Posted Apr 01 2009 2:52pm

A miracle cure for stress

This guest post was written by Mary Jaksch, the author of Goodlife ZEN.

Do you feel like life is accelerating?  Maybe you look back at the last five years and wonder where time went.  It may even feel as if all that’s left is stress – without moments of joy and peace.

I must admit, I also feel like this sometimes.  But when I do, I reach for the miracle cure.  This miracle cure doesn’t come in a bottle.  We can’t buy it.

We already have the cure for stress within us.

I’m talking about the miracle of ‘Now’.  It’s quite amazing.  When we enter the ‘Now’ and become present - even just for a moment - stress dissolves.

How can we become present?

Awareness is the key to becoming present.  We often confuse awareness with concentration, but these two mind-states are very different.  Concentration is like a narrow beam of light shining on a task.

Awareness is the soft, full light of attention.

The word ‘attend’ implies that there is tenderness at work… that we are seeing with our heart.  Attention means paying tender regard to the beasts and birds, neighbors, coffee cups and pencil sharpeners.  When we pay tender regard to the dishes, even dish-washing becomes a joy.

Toni Packer, a contemporary meditation master says:

Attention comes from nowhere. It has no cause. It belongs to no-one.
When it functions effortlessly, there is no duality.

What she’s saying is that when we’re attending to the present moment, we lose the sharp distinction between the self locked in this skin-bag, and the world outside.

When we attend in this way, we feel the world open.
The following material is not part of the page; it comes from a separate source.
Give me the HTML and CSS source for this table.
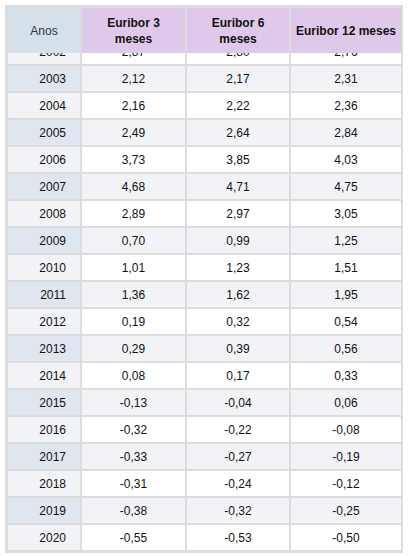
FILE: index.html
```html
<!DOCTYPE html>
<html lang="pt">
<head>
    <meta charset="UTF-8">
    <meta name="viewport" content="width=device-width, initial-scale=1.0">
    <title>Euribor - médias anuais</title>
    <link rel="stylesheet" href="styles.css">
</head>
<body>

<div class="table-frame" id="tableFrame">
    <table class="rates">
        <colgroup>
            <col class="col-year">
            <col class="col-3m">
            <col class="col-6m">
            <col class="col-12m">
        </colgroup>
        <thead>
            <tr>
                <th class="th-year">Anos</th>
                <th>Euribor 3 meses</th>
                <th>Euribor 6 meses</th>
                <th class="th-wide">Euribor 12 meses</th>
            </tr>
        </thead>
        <tbody id="ratesBody"></tbody>
    </table>
</div>

<script>
    const rates = [
        ['2002', '2,87', '2,80', '2,76'],
        ['2003', '2,12', '2,17', '2,31'],
        ['2004', '2,16', '2,22', '2,36'],
        ['2005', '2,49', '2,64', '2,84'],
        ['2006', '3,73', '3,85', '4,03'],
        ['2007', '4,68', '4,71', '4,75'],
        ['2008', '2,89', '2,97', '3,05'],
        ['2009', '0,70', '0,99', '1,25'],
        ['2010', '1,01', '1,23', '1,51'],
        ['2011', '1,36', '1,62', '1,95'],
        ['2012', '0,19', '0,32', '0,54'],
        ['2013', '0,29', '0,39', '0,56'],
        ['2014', '0,08', '0,17', '0,33'],
        ['2015', '-0,13', '-0,04', '0,06'],
        ['2016', '-0,32', '-0,22', '-0,08'],
        ['2017', '-0,33', '-0,27', '-0,19'],
        ['2018', '-0,31', '-0,24', '-0,12'],
        ['2019', '-0,38', '-0,32', '-0,25'],
        ['2020', '-0,55', '-0,53', '-0,50']
    ];

    const body = document.getElementById('ratesBody');
    rates.forEach(row => {
        const tr = document.createElement('tr');
        tr.innerHTML = `
            <td class="year">${row[0]}</td>
            <td>${row[1]}</td>
            <td>${row[2]}</td>
            <td>${row[3]}</td>
        `;
        body.appendChild(tr);
    });

    // mostrar os anos mais recentes
    const frame = document.getElementById('tableFrame');
    frame.scrollTop = frame.scrollHeight;
</script>

</body>
</html>
```

FILE: styles.css
```css
body {
    margin: 5px;
    font-family: 'Liberation Sans', Arial, sans-serif;
    font-size: 12px;
    color: #111;
    background: #fff;
}
.table-frame {
    width: 398px;
    height: 546px;
    border: 1px solid #dcdcdc;
    background: #dcdcdc;
    overflow-y: auto;
    scrollbar-width: none;
}
.table-frame::-webkit-scrollbar {
    display: none;
}
.rates {
    width: 397px;
    table-layout: fixed;
    border-collapse: separate;
    border-spacing: 2px;
}
.col-year { width: 72px; }
.col-3m { width: 103px; }
.col-6m { width: 102px; }
.col-12m { width: 110px; }

.rates th {
    position: sticky;
    top: 2px;
    height: 45px;
    padding: 0 6px;
    box-sizing: border-box;
    background: #dec9ea;
    font-weight: bold;
    line-height: 16px;
    text-align: center;
    vertical-align: middle;
}
.rates th.th-wide {
    padding: 0 3px;
}
.rates th.th-year {
    background: #d5e0e8;
    font-weight: normal;
    color: #333;
}
.rates td {
    height: 25px;
    padding: 0;
    box-sizing: border-box;
    background: #fff;
    text-align: center;
    vertical-align: middle;
}
.rates td.year {
    text-align: right;
    padding-right: 14px;
    background: #f1f3f6;
}
.rates tbody tr:nth-child(even) td {
    background: #f2f3f7;
}
.rates tbody tr:nth-child(even) td.year {
    background: #dfe6ee;
}
```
And we make friends with our body.

Suddenly we become fully aware of the tenseness in our shoulders, the little bubble of hope in our mind, or the haze of sadness in our heart.  And with this awareness we find that people are friendlier and cats purr louder.

Paying tender regard is simple, but not easy.

We need to stay steady in the face of our changing moods and the stimuli bombarding our senses.

What’s the connection with stress?

When we are stressed, our mind is split.  One part is firmly focused on whatever is pressing in upon us, while the other part is giving minimal attention to whatever tasks need to be done quickly in the meantime.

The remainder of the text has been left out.